Potentially we’ve got lots of new community stations on the way: The Federal Communications Commission plans to invite more license applications in accordance with the Local Community Radio Act, signed by President Obama last year.

Van Buskirk writes that he hopes this new wave of applicants will lead to “a flowering of weird and wacky local radio stations to deliver music and news to micro-communities across the country.”

Officially, LPFMs currently operate at 100 watts or less, giving them a maximum broadcast radius of only a few miles. According to Van Buskirk, this means that originality and variety will be key to attracting young, music-savvy listeners to these low-budget enterprises. He also believes that a decline of college radio stations may leave the market wide open.

Intriguing

So what would it look like if LPFMs started using an app via Web, mobile or social networking to allow listener control?

It’s a hypothetical that intrigues Michael Dougherty, CEO of Jelli, which was founded through a collaboration of Microsoft, Amazon and Yahoo! and uses a robot DJ called “T-Bone” to help listeners rally for the next song.

“We just love the idea of community radio,” he told Radio World. “It helped shape our original vision at Jelli of harnessing that passion with our user-controlled radio platform … allowing smaller communities shaped around longer-tail radio formats would be amazing.”

Others are more skeptical, for instance John Broomall, who with his wife Henri operates Grace Radio 103.7, WPCG(LP), from their home in Canton, Ga.

Founder of Christian Community Broadcasters, an LPFM advocacy and consulting organization, Broomall has also been the underwriting manager for an NCE TV station, WATC(DT) in Atlanta, for 16 years.

One incongruent aspect of Jelli for Broomall is the game-like format of the program, about which James Careless wrote for Radio World in December: Users “can push (song) choices to the top of the list by using one of the ‘rockets’ they received daily, or kill someone else’s choice by dropping a ‘bomb’ on it.”

Broomall expressed his reservations about this gladiatorial DJ style in an email to Dougherty: “More than half of all LPFMs are operated by Christian organizations.

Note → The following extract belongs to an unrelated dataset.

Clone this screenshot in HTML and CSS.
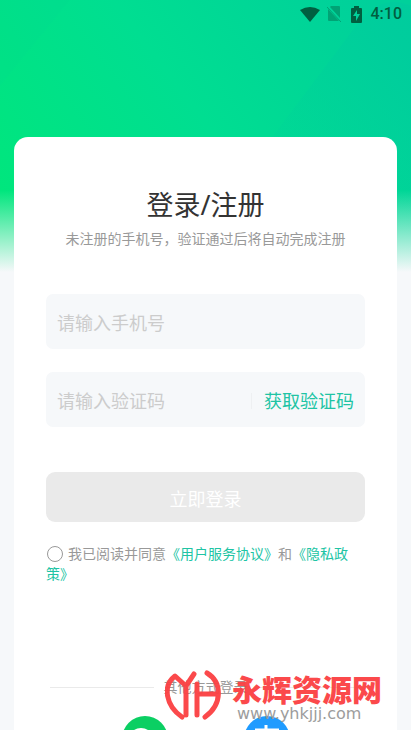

I don’t see Jelli being used to say that ‘The Old Rugged Cross’ ‘rocks’ while ‘Amazing Grace’ ‘sucks.’”

Forty-two percent of Jelli’s total base is pop music, but Dougherty says he sees the potential for LPFM stations to expand listeners’ musical horizons. “I am sure many under-served formats would work with LPFM,” he said. “Indie rock, punk rock, bluegrass, electronic music, jazz, heavy metal, etc.”

On the plus side for LPFMs, the setup and operating costs of using a program like Jelli are minimal. The company merely requires “a basic Linux server and broadcast card, and a persistent connection between the Internet (cloud) and the server,” Dougherty says. And it’s free for listeners.

This would come in handy for a station like Broomall’s, which voice tracks local news and weather and doesn’t even have a microphone on site.

On the minus (and it’s a big minus): Jelli’s current business model is centered on advertising. Dougherty acknowledges his company would have to develop a “new model for non-profit partners” before it could proceed with LPFM.

Still, the potential for partnership is there — hypothetically.

And let’s not forget about Roqbot, a social music app that won the SXSW accelerator contest last year. It lets patrons of a bar or restaurant crowd source the music selection via their smartphones (choosing from a pool of “approved” songs).

“I’m very open to creative models,” says Broomall. “It’s just you have to be really, really creative to make a model that works for a noncommercial station.”

Alexis Hauk is associate editor of Radio World.